* start Data excerpts *

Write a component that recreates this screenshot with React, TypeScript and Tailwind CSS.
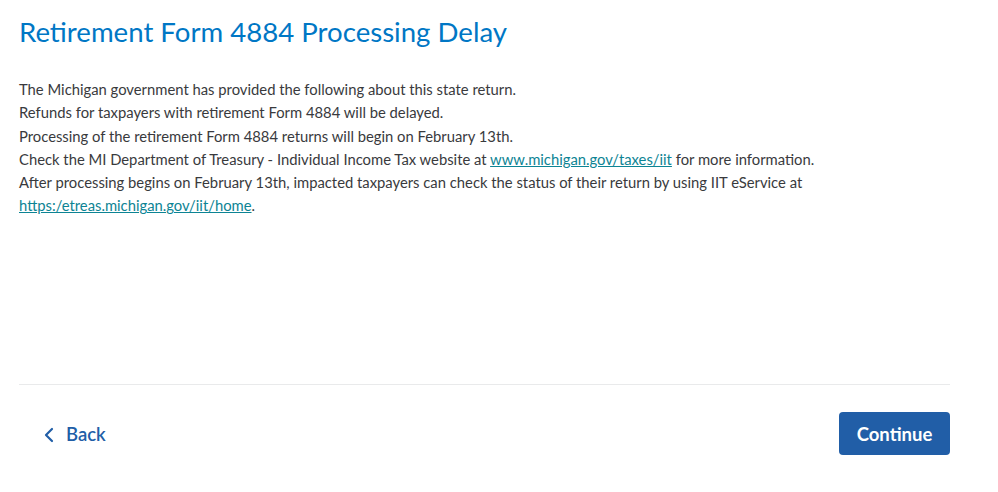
export default function App() {
  return (
    <div className="w-[998px] h-[492px] bg-white font-['Lato','Open_Sans',sans-serif] text-[#393a3d] overflow-hidden">
      <div className="px-[19px] pt-[15px]">
        <h1 className="text-[27.6px] leading-[34px] text-[#0077c5] font-normal">
          Retirement Form 4884 Processing Delay
        </h1>

        <div className="mt-[29px] h-[306px] text-[14.8px] leading-[23.3px]">
          <p>The Michigan government has provided the following about this state return.</p>
          <p>Refunds for taxpayers with retirement Form 4884 will be delayed.</p>
          <p>Processing of the retirement Form 4884 returns will begin on February 13th.</p>
          <p>
            Check the MI Department of Treasury - Individual Income Tax website at{" "}
            <a href="#" className="text-[#0d8494] underline">www.michigan.gov/taxes/iit</a> for more information.
          </p>
          <p>
            After processing begins on February 13th, impacted taxpayers can check the status of their return by using IIT eService at{" "}
            <a href="#" className="text-[#0d8494] underline">https:/etreas.michigan.gov/iit/home</a>.
          </p>
        </div>

        <div className="w-[931px] border-t border-[#e9eaeb]" />

        <div className="w-[931px] flex items-center justify-between mt-[27px]">
          <button className="flex items-center gap-[12px] pl-[25px] text-[18.5px] font-semibold text-[#215ea7] mt-[2px]">
            <svg width="10" height="16" viewBox="0 0 10 16" fill="none" stroke="currentColor" strokeWidth="2.2" strokeLinecap="round" strokeLinejoin="round">
              <path d="M8 2L2 8l6 6" />
            </svg>
            Back
          </button>
          <button className="w-[111px] h-[43px] rounded-[4px] bg-[#215ea7] text-white text-[18.5px] font-bold pt-[2px]">
            Continue
          </button>
        </div>
      </div>
    </div>
  );
}
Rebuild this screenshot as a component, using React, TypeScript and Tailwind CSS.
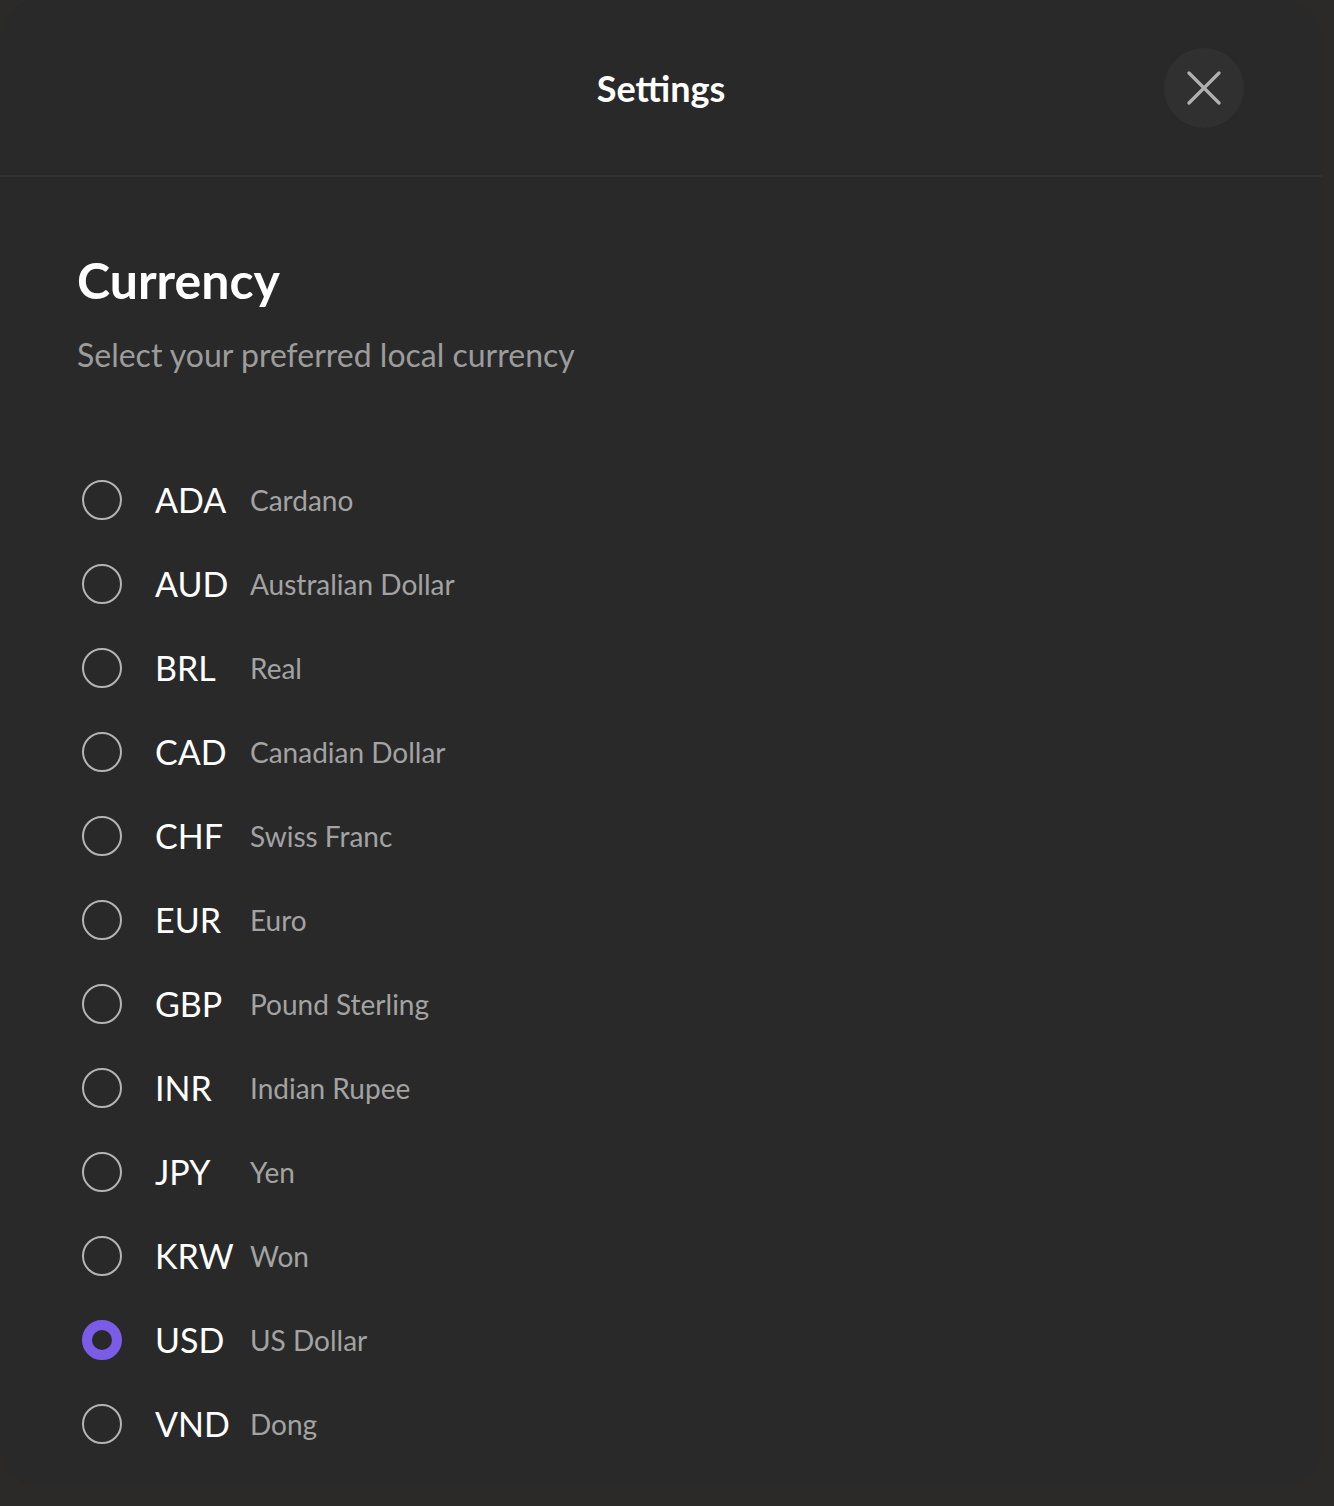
import React, { useState } from 'react';

const currencies = [
  { code: 'ADA', name: 'Cardano' },
  { code: 'AUD', name: 'Australian Dollar' },
  { code: 'BRL', name: 'Real' },
  { code: 'CAD', name: 'Canadian Dollar' },
  { code: 'CHF', name: 'Swiss Franc' },
  { code: 'EUR', name: 'Euro' },
  { code: 'GBP', name: 'Pound Sterling' },
  { code: 'INR', name: 'Indian Rupee' },
  { code: 'JPY', name: 'Yen' },
  { code: 'KRW', name: 'Won' },
  { code: 'USD', name: 'US Dollar' },
  { code: 'VND', name: 'Dong' },
];

export default function App() {
  const [selected, setSelected] = useState('USD');

  return (
    <div className="h-[1506px] w-full bg-[#2b2a28] font-['Lato',sans-serif] overflow-hidden">
      <div className="w-[1322px] h-[1486px] bg-[#292929] rounded-[40px] flex flex-col">
        {/* Header */}
        <div className="h-[177px] shrink-0 border-b-2 border-[#323232] grid grid-cols-[1fr_auto_1fr] items-center">
          <div />
          <h1 className="text-[36px] font-bold text-white leading-none">Settings</h1>
          <div className="flex justify-end pr-[78px]">
            <button className="w-20 h-20 rounded-full bg-[#303030] flex items-center justify-center">
              <svg width="34" height="34" viewBox="0 0 34 34" fill="none">
                <path d="M2 2L32 32M32 2L2 32" stroke="#b0b0b0" strokeWidth="3.2" strokeLinecap="round" />
              </svg>
            </button>
          </div>
        </div>

        {/* Body */}
        <div className="pl-[77px] pt-[78px]">
          <h2 className="text-[50px] font-bold text-white leading-none">Currency</h2>
          <p className="mt-[34px] text-[32px] text-[#9c9c9c] leading-none">Select your preferred local currency</p>

          <div className="mt-[87px] flex flex-col">
            {currencies.map((c) => (
              <button
                key={c.code}
                onClick={() => setSelected(c.code)}
                className="h-[84px] flex items-center text-left"
              >
                <span className="w-[50px] flex justify-center shrink-0">
                  {selected === c.code ? (
                    <span className="w-10 h-10 rounded-full border-[10px] border-[#7b5ce6] bg-[#292929]" />
                  ) : (
                    <span className="w-10 h-10 rounded-full border-[2.5px] border-[#b4b4b4]" />
                  )}
                </span>
                <span className="ml-[28px] w-[95px] text-[34px] text-white leading-none">{c.code}</span>
                <span className="text-[28px] text-[#a3a3a3] leading-none">{c.name}</span>
              </button>
            ))}
          </div>
        </div>
      </div>
    </div>
  );
}
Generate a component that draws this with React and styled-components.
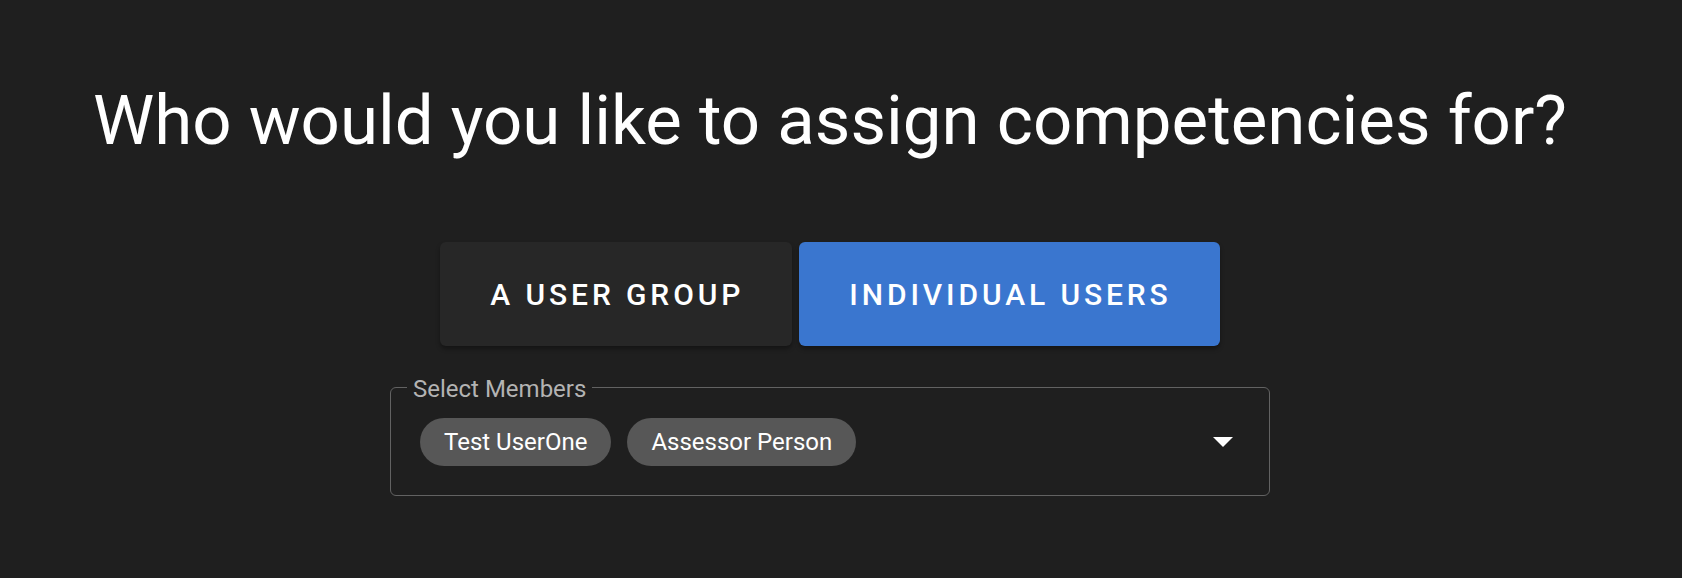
import React from "react"
import styled, { createGlobalStyle } from "styled-components"

const GlobalStyle = createGlobalStyle`
  body {
    margin: 0;
    background: #1f1f1f;
    font-family: Roboto, "Liberation Sans", sans-serif;
    color: #fff;
  }
`

const members = ["Test UserOne", "Assessor Person"]

function App() {
  return (
    <>
      <GlobalStyle />
      <Page>
        <Title>Who would you like to assign competencies for?</Title>
        <ToggleRow>
          <ToggleButton>A User Group</ToggleButton>
          <ToggleButton $active>Individual Users</ToggleButton>
        </ToggleRow>
        <SelectBox>
          <Legend>Select Members</Legend>
          <ChipRow>
            {members.map((m) => (
              <Chip key={m}>{m}</Chip>
            ))}
            <Arrow viewBox="0 0 20 10" aria-hidden="true">
              <polygon points="0,0 20,0 10,10" fill="#fff" />
            </Arrow>
          </ChipRow>
        </SelectBox>
      </Page>
    </>
  )
}

export default App

const Page = styled.div`
  width: 1660px;
  display: flex;
  flex-direction: column;
  align-items: center;
  padding-top: 79px;
`

const Title = styled.h1`
  margin: 0;
  font-size: 69px;
  font-weight: 400;
  line-height: 84px;
  color: #fff;
`

const ToggleRow = styled.div`
  display: flex;
  gap: 7px;
  margin-top: 79px;
`

const ToggleButton = styled.button`
  height: 104px;
  padding: 0 48px 0 50px;
  border: none;
  border-radius: 6px;
  font-family: Roboto, "Liberation Sans", sans-serif;
  font-size: 30px;
  font-weight: 500;
  letter-spacing: 3.9px;
  text-transform: uppercase;
  color: #fff;
  background: ${(p) => (p.$active ? "#3a76cf" : "#272727")};
  box-shadow: 0 3px 4px rgba(0, 0, 0, 0.35);
  cursor: pointer;
`

const SelectBox = styled.fieldset`
  width: 880px;
  box-sizing: border-box;
  margin: 29px 0 0;
  padding: 0;
  border: 1px solid #626262;
  border-radius: 6px;
`

const Legend = styled.legend`
  margin-left: 16px;
  padding: 4px 6px 0;
  font-size: 24px;
  line-height: 20px;
  color: #b3b3b3;
`

const ChipRow = styled.div`
  display: flex;
  align-items: center;
  gap: 16px;
  padding: 19px 36px 29px 29px;
`

const Chip = styled.span`
  height: 48px;
  padding: 0 24px;
  border-radius: 24px;
  background: #575757;
  font-size: 24px;
  line-height: 48px;
  color: #fff;
`

const Arrow = styled.svg`
  width: 20px;
  height: 10px;
  margin-left: auto;
`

* end Data excerpts *

Write the entries above out in full, exactly, with no images.

Write a component that recreates this screenshot with React, TypeScript and Tailwind CSS.
export default function App() {
  return (
    <div className="w-[998px] h-[492px] bg-white font-['Lato','Open_Sans',sans-serif] text-[#393a3d] overflow-hidden">
      <div className="px-[19px] pt-[15px]">
        <h1 className="text-[27.6px] leading-[34px] text-[#0077c5] font-normal">
          Retirement Form 4884 Processing Delay
        </h1>

        <div className="mt-[29px] h-[306px] text-[14.8px] leading-[23.3px]">
          <p>The Michigan government has provided the following about this state return.</p>
          <p>Refunds for taxpayers with retirement Form 4884 will be delayed.</p>
          <p>Processing of the retirement Form 4884 returns will begin on February 13th.</p>
          <p>
            Check the MI Department of Treasury - Individual Income Tax website at{" "}
            <a href="#" className="text-[#0d8494] underline">www.michigan.gov/taxes/iit</a> for more information.
          </p>
          <p>
            After processing begins on February 13th, impacted taxpayers can check the status of their return by using IIT eService at{" "}
            <a href="#" className="text-[#0d8494] underline">https:/etreas.michigan.gov/iit/home</a>.
          </p>
        </div>

        <div className="w-[931px] border-t border-[#e9eaeb]" />

        <div className="w-[931px] flex items-center justify-between mt-[27px]">
          <button className="flex items-center gap-[12px] pl-[25px] text-[18.5px] font-semibold text-[#215ea7] mt-[2px]">
            <svg width="10" height="16" viewBox="0 0 10 16" fill="none" stroke="currentColor" strokeWidth="2.2" strokeLinecap="round" strokeLinejoin="round">
              <path d="M8 2L2 8l6 6" />
            </svg>
            Back
          </button>
          <button className="w-[111px] h-[43px] rounded-[4px] bg-[#215ea7] text-white text-[18.5px] font-bold pt-[2px]">
            Continue
          </button>
        </div>
      </div>
    </div>
  );
}
Rebuild this screenshot as a component, using React, TypeScript and Tailwind CSS.
import React, { useState } from 'react';

const currencies = [
  { code: 'ADA', name: 'Cardano' },
  { code: 'AUD', name: 'Australian Dollar' },
  { code: 'BRL', name: 'Real' },
  { code: 'CAD', name: 'Canadian Dollar' },
  { code: 'CHF', name: 'Swiss Franc' },
  { code: 'EUR', name: 'Euro' },
  { code: 'GBP', name: 'Pound Sterling' },
  { code: 'INR', name: 'Indian Rupee' },
  { code: 'JPY', name: 'Yen' },
  { code: 'KRW', name: 'Won' },
  { code: 'USD', name: 'US Dollar' },
  { code: 'VND', name: 'Dong' },
];

export default function App() {
  const [selected, setSelected] = useState('USD');

  return (
    <div className="h-[1506px] w-full bg-[#2b2a28] font-['Lato',sans-serif] overflow-hidden">
      <div className="w-[1322px] h-[1486px] bg-[#292929] rounded-[40px] flex flex-col">
        {/* Header */}
        <div className="h-[177px] shrink-0 border-b-2 border-[#323232] grid grid-cols-[1fr_auto_1fr] items-center">
          <div />
          <h1 className="text-[36px] font-bold text-white leading-none">Settings</h1>
          <div className="flex justify-end pr-[78px]">
            <button className="w-20 h-20 rounded-full bg-[#303030] flex items-center justify-center">
              <svg width="34" height="34" viewBox="0 0 34 34" fill="none">
                <path d="M2 2L32 32M32 2L2 32" stroke="#b0b0b0" strokeWidth="3.2" strokeLinecap="round" />
              </svg>
            </button>
          </div>
        </div>

        {/* Body */}
        <div className="pl-[77px] pt-[78px]">
          <h2 className="text-[50px] font-bold text-white leading-none">Currency</h2>
          <p className="mt-[34px] text-[32px] text-[#9c9c9c] leading-none">Select your preferred local currency</p>

          <div className="mt-[87px] flex flex-col">
            {currencies.map((c) => (
              <button
                key={c.code}
                onClick={() => setSelected(c.code)}
                className="h-[84px] flex items-center text-left"
              >
                <span className="w-[50px] flex justify-center shrink-0">
                  {selected === c.code ? (
                    <span className="w-10 h-10 rounded-full border-[10px] border-[#7b5ce6] bg-[#292929]" />
                  ) : (
                    <span className="w-10 h-10 rounded-full border-[2.5px] border-[#b4b4b4]" />
                  )}
                </span>
                <span className="ml-[28px] w-[95px] text-[34px] text-white leading-none">{c.code}</span>
                <span className="text-[28px] text-[#a3a3a3] leading-none">{c.name}</span>
              </button>
            ))}
          </div>
        </div>
      </div>
    </div>
  );
}
Generate a component that draws this with React and styled-components.
import React from "react"
import styled, { createGlobalStyle } from "styled-components"

const GlobalStyle = createGlobalStyle`
  body {
    margin: 0;
    background: #1f1f1f;
    font-family: Roboto, "Liberation Sans", sans-serif;
    color: #fff;
  }
`

const members = ["Test UserOne", "Assessor Person"]

function App() {
  return (
    <>
      <GlobalStyle />
      <Page>
        <Title>Who would you like to assign competencies for?</Title>
        <ToggleRow>
          <ToggleButton>A User Group</ToggleButton>
          <ToggleButton $active>Individual Users</ToggleButton>
        </ToggleRow>
        <SelectBox>
          <Legend>Select Members</Legend>
          <ChipRow>
            {members.map((m) => (
              <Chip key={m}>{m}</Chip>
            ))}
            <Arrow viewBox="0 0 20 10" aria-hidden="true">
              <polygon points="0,0 20,0 10,10" fill="#fff" />
            </Arrow>
          </ChipRow>
        </SelectBox>
      </Page>
    </>
  )
}

export default App

const Page = styled.div`
  width: 1660px;
  display: flex;
  flex-direction: column;
  align-items: center;
  padding-top: 79px;
`

const Title = styled.h1`
  margin: 0;
  font-size: 69px;
  font-weight: 400;
  line-height: 84px;
  color: #fff;
`

const ToggleRow = styled.div`
  display: flex;
  gap: 7px;
  margin-top: 79px;
`

const ToggleButton = styled.button`
  height: 104px;
  padding: 0 48px 0 50px;
  border: none;
  border-radius: 6px;
  font-family: Roboto, "Liberation Sans", sans-serif;
  font-size: 30px;
  font-weight: 500;
  letter-spacing: 3.9px;
  text-transform: uppercase;
  color: #fff;
  background: ${(p) => (p.$active ? "#3a76cf" : "#272727")};
  box-shadow: 0 3px 4px rgba(0, 0, 0, 0.35);
  cursor: pointer;
`

const SelectBox = styled.fieldset`
  width: 880px;
  box-sizing: border-box;
  margin: 29px 0 0;
  padding: 0;
  border: 1px solid #626262;
  border-radius: 6px;
`

const Legend = styled.legend`
  margin-left: 16px;
  padding: 4px 6px 0;
  font-size: 24px;
  line-height: 20px;
  color: #b3b3b3;
`

const ChipRow = styled.div`
  display: flex;
  align-items: center;
  gap: 16px;
  padding: 19px 36px 29px 29px;
`

const Chip = styled.span`
  height: 48px;
  padding: 0 24px;
  border-radius: 24px;
  background: #575757;
  font-size: 24px;
  line-height: 48px;
  color: #fff;
`

const Arrow = styled.svg`
  width: 20px;
  height: 10px;
  margin-left: auto;
`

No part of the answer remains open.